Go through the material below, count the lines with the word "Write", and reply with the count alone.
start
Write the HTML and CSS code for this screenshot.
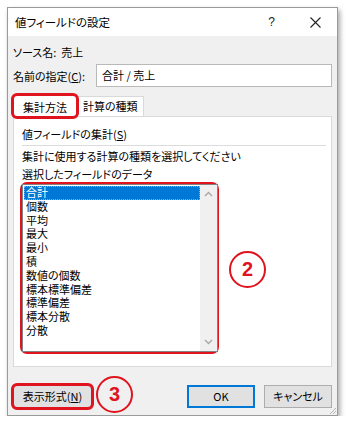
FILE: index.html
```html
<!DOCTYPE html>
<html>

<head>
  <title>値フィールドの設定</title>
  <meta charset="utf-8">
  <link rel="stylesheet" href="styles.css">
</head>

<body>

  <div class="dialog">
    <div class="titlebar">
      <span class="title">値フィールドの設定</span>
      <span class="help">?</span>
      <svg class="close" width="11" height="11" viewBox="0 0 11 11">
        <path d="M0.5 0.5 L10.5 10.5 M10.5 0.5 L0.5 10.5" stroke="#222" stroke-width="1.1" fill="none" />
      </svg>
    </div>

    <div class="content">
      <div class="source-row">ソース名:&nbsp;&nbsp;売上</div>

      <div class="name-row">
        <label>名前の指定(<u>C</u>):</label>
        <div class="input">合計 / 売上</div>
      </div>

      <div class="tabs">
        <div class="tab tab-active mark">集計方法</div>
        <div class="tab">計算の種類</div>
      </div>

      <div class="panel">
        <div class="group-title">値フィールドの集計(<u>S</u>)</div>
        <div class="separator"></div>
        <div class="text-line">集計に使用する計算の種類を選択してください</div>
        <div class="text-line">選択したフィールドのデータ</div>

        <div class="list-mark">
          <div class="listbox">
            <ul class="items">
              <li class="selected">合計</li>
              <li>個数</li>
              <li>平均</li>
              <li>最大</li>
              <li>最小</li>
              <li>積</li>
              <li>数値の個数</li>
              <li>標本標準偏差</li>
              <li>標準偏差</li>
              <li>標本分散</li>
              <li>分散</li>
            </ul>
            <div class="scrollbar">
              <svg width="9" height="6" viewBox="0 0 9 6">
                <path d="M1 5 L4.5 1.5 L8 5" stroke="#a6a6a6" stroke-width="1.3" fill="none" />
              </svg>
              <svg width="9" height="6" viewBox="0 0 9 6">
                <path d="M1 1 L4.5 4.5 L8 1" stroke="#a6a6a6" stroke-width="1.3" fill="none" />
              </svg>
            </div>
          </div>
        </div>
      </div>

      <div class="buttons">
        <div class="button mark">表示形式(<u>N</u>)</div>
        <div class="spacer"></div>
        <div class="button button-default">OK</div>
        <div class="button">キャンセル</div>
      </div>
    </div>

    <div class="badge badge-2">2</div>
    <div class="badge badge-3">3</div>

    <svg class="grip" width="10" height="10" viewBox="0 0 10 10">
      <path d="M9 3 L3 9 M9 6 L6 9" stroke="#b5b5b5" stroke-width="1" fill="none" />
    </svg>
  </div>

</body>

</html>
```

FILE: styles.css
```css
html {
  background-color: #ffffff;
}

body {
  margin: 0;
  padding: 7px 0 0 7px;
  font-family: "Noto Sans CJK JP", "Noto Sans", sans-serif;
  font-feature-settings: "palt";
  font-size: 11px;
  color: #000000;
}

.dialog {
  position: relative;
  width: 329px;
  height: 407px;
  border: 1px solid #9a9a9a;
  box-shadow: 2px 3px 5px rgba(0, 0, 0, 0.35);
  background-color: #f0f0f0;
  display: flex;
  flex-direction: column;
}

.titlebar {
  height: 28px;
  background-color: #ffffff;
  display: flex;
  align-items: center;
  padding-left: 7px;
}

.title {
  font-size: 11.5px;
  flex: 1;
}

.help {
  font-size: 12px;
  font-family: "Liberation Sans", sans-serif;
  color: #222;
  margin-right: 35px;
}

.close {
  margin-right: 16px;
}

.content {
  padding: 0 5px;
  display: flex;
  flex-direction: column;
}

.source-row {
  padding-top: 8px;
  line-height: 16px;
  height: 16px;
}

.name-row {
  margin-top: 4px;
  display: flex;
  align-items: center;
  height: 23px;
}

.name-row label {
  width: 83px;
}

.input {
  flex: 1;
  height: 21px;
  line-height: 21px;
  padding-left: 5px;
  background-color: #ffffff;
  border: 1px solid #b9b9b9;
}

.tabs {
  margin-top: 7px;
  height: 22px;
  display: flex;
  align-items: flex-end;
}

.tab {
  height: 19px;
  line-height: 19px;
  padding: 0 5px;
  border: 1px solid #d9d9d9;
  border-bottom: none;
  background-color: #ffffff;
}

.tab-active {
  height: 21px;
  width: 52px;
  text-align: center;
  position: relative;
  z-index: 1;
  margin-bottom: -1px;
  line-height: 22px;
}

.mark {
  outline: 3px solid #e0141e;
  outline-offset: -1px;
  border-radius: 4px;
}

.panel {
  height: 249px;
  border: 1px solid #d9d9d9;
  background-color: #ffffff;
  padding: 0 5px 0 8px;
  display: flex;
  flex-direction: column;
}

.group-title {
  margin-top: 9px;
  line-height: 16px;
}

.separator {
  margin-top: 3px;
  height: 1px;
  background-color: #dcdcdc;
}

.text-line {
  line-height: 16px;
  margin-top: 2px;
}

.text-line + .text-line {
  margin-top: 2px;
}

.list-mark {
  margin-left: -2px;
  width: 193px;
  height: 166px;
  border: 3px solid #e0141e;
  border-radius: 7px;
}

.listbox {
  margin: -1px 0 0 -1px;
  width: 194px;
  height: 166px;
  border: 1px solid #828282;
  background-color: #ffffff;
  display: flex;
}

.items {
  list-style: none;
  margin: 0;
  padding: 1px 0 0 1px;
  flex: 1;
}

.items li {
  line-height: 13.8px;
  height: 13.8px;
  padding-left: 2px;
}

.items .selected {
  background-color: #0078d7;
  color: #ffffff;
  outline: 1px dotted #6fb4ff;
  outline-offset: -1px;
}

.scrollbar {
  width: 17px;
  background-color: #f0f0f0;
  display: flex;
  flex-direction: column;
  justify-content: space-between;
  align-items: center;
  padding: 6px 0;
}

.buttons {
  margin-top: 18px;
  display: flex;
  gap: 9px;
  height: 23px;
}

.spacer {
  flex: 1;
}

.button {
  width: 66px;
  height: 21px;
  line-height: 21px;
  text-align: center;
  background-color: #e1e1e1;
  border: 1px solid #adadad;
}

.buttons .mark {
  width: 77px;
}

.button-default {
  border: 1px solid #0078d7;
  box-shadow: inset 0 0 0 1px #0078d7;
}

.badge {
  position: absolute;
  width: 33px;
  height: 33px;
  border: 2.5px solid #e0141e;
  border-radius: 50%;
  color: #e0141e;
  font-family: "Liberation Sans", sans-serif;
  font-weight: bold;
  font-size: 20px;
  line-height: 33px;
  text-align: center;
}

.badge-2 {
  left: 221px;
  top: 243px;
}

.badge-3 {
  left: 88px;
  top: 368px;
}

.grip {
  position: absolute;
  right: 0;
  bottom: 0;
}
```
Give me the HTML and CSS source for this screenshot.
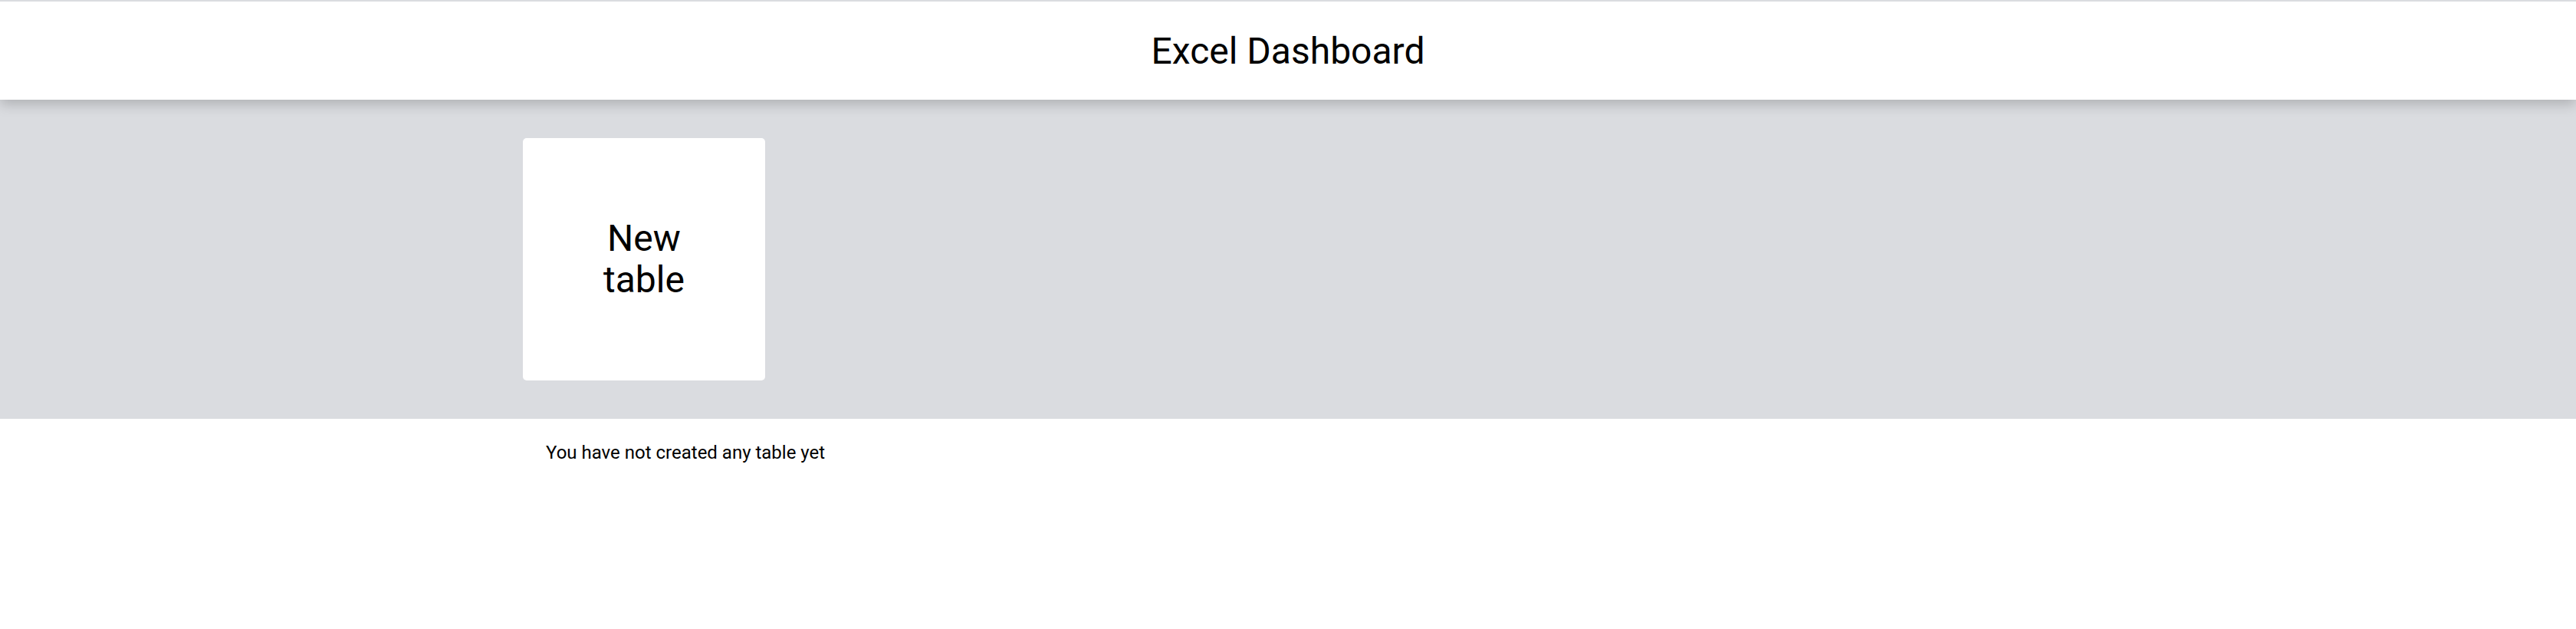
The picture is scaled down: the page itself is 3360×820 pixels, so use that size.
FILE: index.html
```html
<!DOCTYPE html>
<html lang="en">
<head>
<meta charset="utf-8">
<title>Excel Dashboard</title>
<link rel="stylesheet" href="styles.css">
</head>
<body>
<header class="header">
  <h1 class="title">Excel Dashboard</h1>
</header>
<section class="create">
  <div class="container">
    <div class="card">
      <span class="card-label">New table</span>
    </div>
  </div>
</section>
<section class="list">
  <div class="container">
    <p class="empty">You have not created any table yet</p>
  </div>
</section>
</body>
</html>
```
FILE: styles.css
```css
* { box-sizing: border-box; }
html, body { margin: 0; padding: 0; background: #fff; }
body {
  font-family: Roboto, "Noto Sans", Arial, sans-serif;
  color: #000;
}
.header {
  position: relative;
  z-index: 1;
  height: 130px;
  border-top: 2px solid #dadce0;
  background: #fff;
  display: flex;
  align-items: center;
  justify-content: center;
  box-shadow: 0 6px 16px rgba(0, 0, 0, 0.2);
}
.title {
  margin: 0;
  font-size: 48px;
  font-weight: 400;
}
.create {
  background: #dadce0;
  padding: 50px 0;
}
.container {
  width: 1996px;
  margin: 0 auto;
}
.card {
  width: 316px;
  height: 316px;
  background: #fff;
  border-radius: 5px;
  display: flex;
  align-items: center;
  justify-content: center;
}
.card-label {
  width: min-content;
  text-align: center;
  font-size: 48px;
  line-height: 54px;
}
.list .container {
  padding: 0 30px;
}
.empty {
  margin: 30px 0 0;
  font-size: 24px;
}
```
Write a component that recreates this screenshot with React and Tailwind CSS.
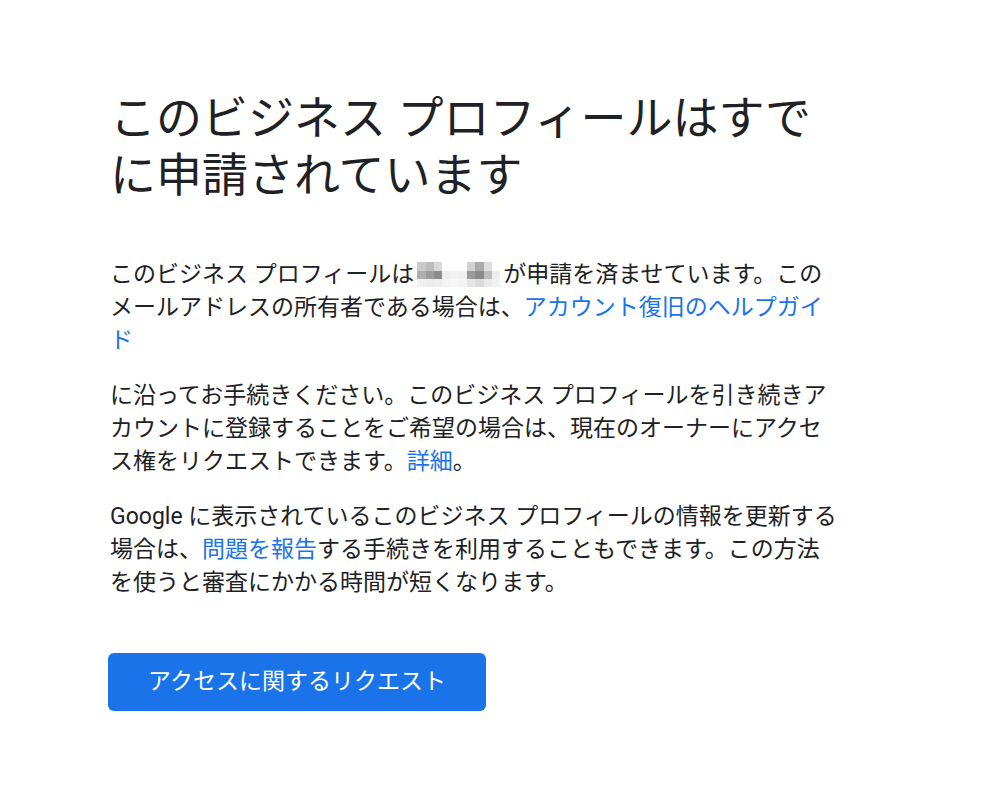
end
Answer for the task:
2